The process for writing recursive robot instructions is very similar to that for writing loops:
Step 1: Consider the stopping condition (also called the base case)--what is the simplest case of the problem that can be solved? In the sweepCorner problem, the simplest, or base, case is when the robot is already on an empty corner.
Step 2: What does the robot have to do in the base case? In this example there's nothing to do.
Step 3: Find a way to solve a small piece of the larger problem if not in the base case. This is called "reducing the problem in the general case." In the sweepCorner problem, the general case is when the robot is on a corner with one or more beepers and the reduction is to pick up a beeper.
Step 4: Make sure the reduction leads to the base case. Again, in the above example of sweepCorner, by picking up one beeper at a time, the robot must eventually clear the corner of beepers, regardless of the original number present.
Let's compare and contrast iteration and recursion:
* An iterative loop must complete each iteration before beginning the next one.
* A recursive method typically begins a new instance before completing the current one. When that happens, the current instance is temporarily suspended, pending the completion of the new instance. Of course, this new instance might not complete before generating another one. Each successive instance must be completed in turn, last to first.
* Since EACH recursive instance is supposed to make some (often minimal) progress toward the base case, we should not use loops to control recursive calls. Thus, we will usually see an IF or an IF/ELSE in the body of a recursive new method, but not a WHILE.
Suppose we wanted to use recursion to move a robot named Karel to a beeper. How would we do it? Following the steps presented earlier:
* What is the base case? Karel is on the beeper.
* What does the robot have to do in the base case? Nothing.
* What is the general case? The robot is not on the beeper.
* What is the reduction? Move toward the beeper and make the recursive call.
* Does the reduction lead to termination? Yes, assuming the beeper is directly in front of the robot , the distance will get shorter by one block for each recursive call.
The final implementation follows.
public void findBeeper()
{ if ( ! nextToABeeper() )
{ move();
findBeeper();
}
}
Note that this problem could also have been easily solved with a WHILE loop. Let's look at a problem that is not easily solved with a WHILE loop. Remember the Lost Beeper Mine, the corner with a large number of beepers? Imagine we must write the following method in our search for the mine. A robot named Karel must walk east from its current location until it finds a beeper. The Lost Beeper Mine is due north of that intersection a distance equal to the number of moves Karel made to get from its current position to the beeper. Write the new method, findMine.
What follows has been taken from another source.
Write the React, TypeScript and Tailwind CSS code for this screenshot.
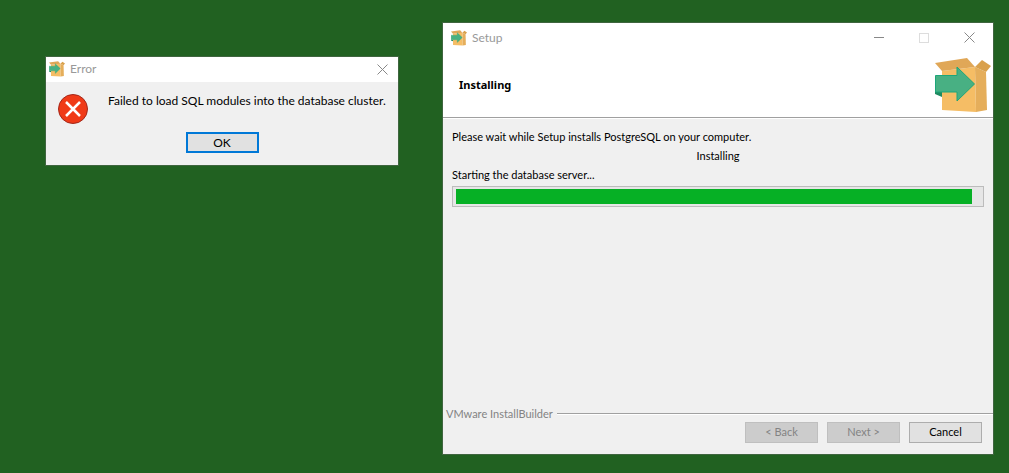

It is not easy to see how to solve this problem with a WHILE loop as we do not have any convenient way of remembering how many intersections have been traversed. Oh, we could probably come up with a very convoluted beeper-tracking scheme, but let's look at a recursive solution that's pretty straightforward. Again, we'll answer our questions:
* What is the base case? Karel is on the beeper.
* What does Karel have to do in the base case? turnLeft (this will face Karel north).
* What is the general case? Karel is not on the beeper.
* What is the reduction? Move one block forward, make the recursive call and have Karel execute a second move after the recursive call. This second move will be executed in all instances but the base case, causing Karel to make as many moves north after the base case as it did in getting to the base case.
* Does the reduction lead to termination? Yes, assuming the beeper is directly in front of Karel.
Let's look at the complete method:
public void findMine()
{ if ( nextToABeeper() )
{ turnLeft();
}
else
{ move();
findMine();
move();
}
}
How many turnLefts are executed? How many moves? How many calls to findMine?
A good way to think about recursion and the recursive call is in terms of the specification of the method itself. In the above case, the specification is that when a robot executes this instruction it will walk a certain number of steps, say k, to a beeper, turn left, and then walk k steps farther. Suppose we start the robot N steps away from the beeper (k = N). When we examine the method above, the ELSE clause has a move message first. That means that the robot is now N-1 steps from the beeper. Therefore, by the specification, the recursive (k = N-1) call will walk N-1 steps forward, turn left, and then walk N-1 steps beyond. We therefore need to supply one additional move message after the recursion to complete the required N steps.
It will take solving a number of problems and a good deal of staring before recursion becomes as comfortable to use as iteration. A large part of this is because recursion requires some intuition to see the correct reduction, especially in difficult problems. This intuition will come with practice, which is just what the sample problems are designed to provide.